Je n’abandonnais Mukoki, mes Iroquois, mes trappeurs et mes loups que pour mettre le nez face au vent, voir s’il s’était enfin décidé à passer à l’Est ou au Nord.
Mais il pleuvait et les arbres se voûtaient sous le souffle salé des tempêtes maritimes.
J’en ai gardé une rancune inextinguible envers ces climats océaniques, justement vantés pour la clémence de leurs saisons, pour leur molle tempérance, avec leurs hivers insipides et sans personnalité, mornes, avec des Noëls fangeux en bras de chemise, des jours de l’an dans le brouillard et des Mardis-Gras maussades. Des hivers qui ne ressemblaient en rien aux calendriers des PTT avec ses villages engloutis par la neige, aux cartes de vœux scintillantes de flocons et aux images de fête.

Entre l’Océan et moi, entre l’élément liquide et moi, entre les prétentions métaphysiques à l’infini de cette nappe chaude et agitée qui faisait fondre tous mes rêves et moi, la dichotomie est devenue viscérale.
Je promène ainsi un sentiment profondément anti-océanique, qui vient bien sûr de beaucoup plus loin que la frustration du froid et des hivers transis. Ce n’est là sans doute que la partie visible de l’iceberg.
Si entre l’eau et le poisson, l’amour n’est pas fusionnel que reste t-il à ce poisson pour vivre sa vie de poisson ? La détestation d’un environnement vital n’est que la détestation d’une condition  confuse en proie au mal de vivre.

C’est bien étrange, mais tout ce qui venait de l’est ou du nord, me semblait plus beau et plus vrai.
Là, il y avait bien fusion amoureuse avec des éléments que je ne connaissais pas et dont les contours n’étaient dessinés que par l’imagination. Il me semblait ainsi que tout ce qui se passait dans les brumes chez nous était décadent et sans intérêt. Quand j’appris, dès mes premières années de collège, que les Pères-Noëls en  istes  de ma mère et de mon mauvais voisin étaient nichés là-bas, dans le froid lointain, du côté d’où ne venaient jamais les vents, mon être enfantin a savouré vaguement comme une sorte d’harmonie du monde.
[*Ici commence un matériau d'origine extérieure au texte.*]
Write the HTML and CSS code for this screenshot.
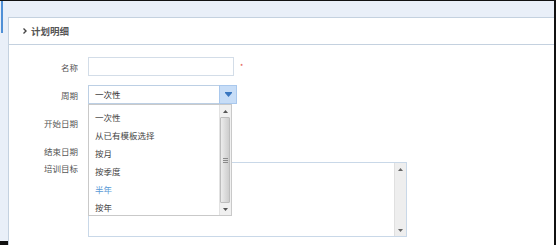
FILE: index.html
```html
<!DOCTYPE html>
<html lang="zh-CN">
<head>
  <meta charset="UTF-8" />
  <title>计划明细</title>
  <link rel="stylesheet" href="styles.css">
</head>
<body>

  <div class="screen">
    <div class="rail"><span class="rail-mark"></span></div>

    <div class="workspace">
      <section class="panel">
        <h2 class="panel-title">
          <svg class="chevron" width="4" height="6" viewBox="0 0 4 6">
            <polyline points="0.5,0.5 3,3 0.5,5.5" fill="none" stroke="#444" stroke-width="1.4" />
          </svg>
          计划明细
        </h2>

        <form class="plan-form">
          <div class="row">
            <label class="label">名称</label>
            <input class="field field-name" type="text" />
            <span class="required">*</span>
          </div>

          <div class="row">
            <label class="label">周期</label>
            <div class="select">
              <span class="select-value">一次性</span>
              <span class="select-btn">
                <svg width="7" height="5" viewBox="0 0 7 5">
                  <polygon points="0,0 7,0 7,1 3.5,5 0,1" fill="#3a77c0" />
                </svg>
              </span>

              <div class="options">
                <ul class="option-list">
                  <li>一次性</li>
                  <li>从已有模板选择</li>
                  <li>按月</li>
                  <li>按季度</li>
                  <li class="hover">半年</li>
                  <li>按年</li>
                </ul>
                <div class="scrollbar">
                  <span class="scroll-arrow">
                    <svg width="5" height="3" viewBox="0 0 5 3"><polygon points="2.5,0 5,3 0,3" fill="#555" /></svg>
                  </span>
                  <span class="scroll-thumb"><span class="grip"></span></span>
                  <span class="scroll-track"></span>
                  <span class="scroll-arrow">
                    <svg width="5" height="3" viewBox="0 0 5 3"><polygon points="0,0 5,0 2.5,3" fill="#555" /></svg>
                  </span>
                </div>
              </div>
            </div>
          </div>

          <div class="row">
            <label class="label">开始日期</label>
            <input class="field field-date" type="text" />
          </div>

          <div class="row row-end">
            <label class="label">结束日期</label>
            <input class="field field-date" type="text" />
          </div>

          <div class="row row-tall">
            <label class="label">培训目标</label>
            <div class="textarea">
              <div class="textarea-body"></div>
              <div class="scrollbar scrollbar-plain">
                <span class="scroll-arrow">
                  <svg width="5" height="3" viewBox="0 0 5 3"><polygon points="2.5,0 5,3 0,3" fill="#666" /></svg>
                </span>
                <span class="scroll-track"></span>
                <span class="scroll-arrow">
                  <svg width="5" height="3" viewBox="0 0 5 3"><polygon points="0,0 5,0 2.5,3" fill="#666" /></svg>
                </span>
              </div>
            </div>
          </div>
        </form>
      </section>
    </div>
  </div>

</body>
</html>
```

FILE: styles.css
```css
* {
  box-sizing: border-box;
}

html, body {
  margin: 0;
}

body {
  font-family: "Noto Sans CJK SC", "Noto Sans", sans-serif;
  font-size: 8.5px;
  color: #555;
}

.screen {
  width: 556px;
  height: 245px;
  display: flex;
  background: #e9eff8;
  border-style: solid;
  border-color: #111;
  border-width: 1px 2px 4px 0;
}

.rail {
  width: 8px;
  flex: none;
}

.rail-mark {
  display: block;
  width: 2px;
  height: 32px;
  margin-left: 1px;
  background: #4f8fd6;
}

.workspace {
  flex: 1;
  padding-top: 16px;
  display: flex;
  flex-direction: column;
}

.panel {
  flex: 1;
  background: #fff;
  border-top: 1px solid #c4d1df;
  border-left: 1px solid #c4d1df;
}

.panel-title {
  margin: 0;
  height: 27px;
  border-bottom: 1px solid #c4d1df;
  display: flex;
  align-items: center;
  gap: 4px;
  padding-left: 14px;
  font-size: 9.5px;
  font-weight: bold;
  color: #555;
}

.plan-form {
  padding-top: 12px;
}

.row {
  display: flex;
  align-items: center;
  height: 19px;
  margin-bottom: 9px;
}

.row-end {
  margin-bottom: 2px;
}

.row-tall {
  height: auto;
  align-items: flex-start;
}

.label {
  flex: none;
  width: 69px;
  margin-right: 10px;
  text-align: right;
  line-height: 12px;
  color: #555;
}

.field {
  height: 19px;
  border: 1px solid #d3dde8;
  background: #fff;
  padding: 0 6px;
  font: inherit;
  outline: none;
}

.field-name {
  width: 146px;
}

.field-date {
  width: 140px;
}

.required {
  margin-left: 6px;
  color: #e24a3b;
  font-size: 7px;
  line-height: 7px;
}

.select {
  position: relative;
  width: 149px;
  height: 19px;
  display: flex;
  border: 1px solid #bccfe4;
  background: #fff;
}

.select-value {
  flex: 1;
  padding-left: 6px;
  line-height: 17px;
  color: #333;
}

.select-btn {
  width: 18px;
  margin: -1px -1px -1px 0;
  display: flex;
  align-items: center;
  justify-content: center;
  background: #c7ddf7;
  border: 1px solid #a9c8ed;
}

.options {
  position: absolute;
  left: -1px;
  top: calc(100% + 1px);
  z-index: 2;
  width: 144px;
  height: 112px;
  display: flex;
  background: #fff;
  border: 1px solid #c9c9c9;
}

.option-list {
  flex: 1;
  margin: 0;
  padding: 3px 0 0;
  list-style: none;
  overflow: hidden;
}

.option-list li {
  height: 18px;
  line-height: 18px;
  padding-left: 6px;
  color: #444;
  white-space: nowrap;
}

.option-list li.hover {
  color: #5b9ad6;
}

.scrollbar {
  width: 12px;
  flex: none;
  display: flex;
  flex-direction: column;
  background: #f0f0f0;
  border-left: 1px solid #e2e2e2;
}

.scroll-arrow {
  height: 12px;
  flex: none;
  display: flex;
  align-items: center;
  justify-content: center;
}

.scroll-thumb {
  height: 86px;
  flex: none;
  display: flex;
  align-items: center;
  justify-content: center;
  margin: 0 1px 0 0;
  border: 1px solid #bdbdbd;
  border-radius: 1px;
  background: linear-gradient(to right, #ececec, #cdcdcd);
}

.grip {
  width: 5px;
  height: 5px;
  background: repeating-linear-gradient(#8a8a8a 0 1px, transparent 1px 2px);
}

.scroll-track {
  flex: 1;
}

.textarea {
  width: 319px;
  height: 75px;
  display: flex;
  border: 1px solid #c9d8e8;
  background: #fff;
}

.textarea-body {
  flex: 1;
}

.scrollbar-plain {
  background: #eeeeee;
  border-left: 1px solid #e0e0e0;
}
```
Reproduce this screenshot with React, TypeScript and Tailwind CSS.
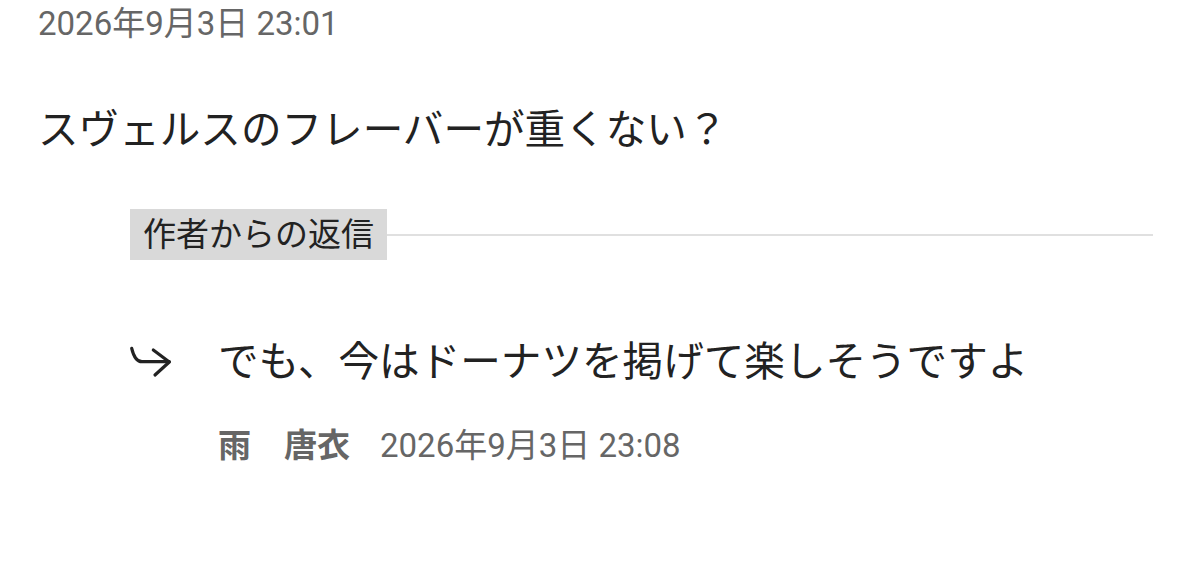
import React from "react";

export default function App() {
  const font = { fontFamily: "Roboto, 'Noto Sans CJK JP', sans-serif" };
  return (
    <div className="w-[1200px] h-[579px] bg-white overflow-hidden pl-[38px] pr-[47px]" style={font}>
      <div className="text-[33px] leading-[48px] text-[#666666]">2026年9月3日 23:01</div>
      <div className="mt-[52px] text-[40.6px] leading-[60px] text-[#222222]">スヴェルスのフレーバーが重くない？</div>
      <div className="mt-[49px] ml-[92px] flex items-center">
        <div className="h-[51px] bg-[#d9d9d9] px-[13px] flex items-center text-[33px] leading-[51px] text-[#222222]">
          作者からの返信
        </div>
        <div className="flex-1 h-[2px] bg-[#e0e0e0]" />
      </div>
      <div className="mt-[72px] ml-[90px] flex items-center">
        <svg width="44" height="34" viewBox="0 0 44 34" fill="none" stroke="#222222" strokeWidth="3.2" strokeLinecap="round" strokeLinejoin="round" className="shrink-0">
          <path d="M3.7 3.3 C 5.5 11, 8 16.7, 14 16.7 H41.3" />
          <path d="M25.3 5 L41.3 17 L27 30" />
        </svg>
        <div className="ml-[46px] text-[40.6px] leading-[60px] text-[#222222]">でも、今はドーナツを掲げて楽しそうですよ</div>
      </div>
      <div className="mt-[30px] ml-[180px] flex items-center leading-[48px] text-[#666666]">
        <span className="text-[33px] font-bold">雨　唐衣</span>
        <span className="ml-[30px] text-[33px]">2026年9月3日 23:08</span>
      </div>
    </div>
  );
}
Tout concordait, le froid, la neige, la glace, les soleils levants et les preux chevaliers, abolisseurs de pauvreté et bouffeurs de curés.
A cinquante quatre ans, il y avait déjà plus de trente ans que les messies avaient été dans ma tête démasqués comme des usurpateurs, et pourtant, abandonnant tout de ma vie, à l’heure où tout le monde, à commencer par moi-même, croyait mes ailes définitivement refermées et le consensus avec l’équilibre enfin accompli, j’ai marché vers l’est, jusqu’à une autre latitude, jusqu’à d’autres climats aux froids blancs et brutaux et sous lesquels on ignore à peu près tout de la mer et du vent d’ouest, des plages et des odeurs de sel, des bateaux aux ventres dégoulinant de poissons.
Déraciné, certes, mais dans les culottes courtes de l’éternel retour. A la recherche d’un Graal que semblaient me cacher les rideaux de pluie et qui, sans doute se trouve dans cet ailleurs si lointain qu'on le nomme communément nulle part.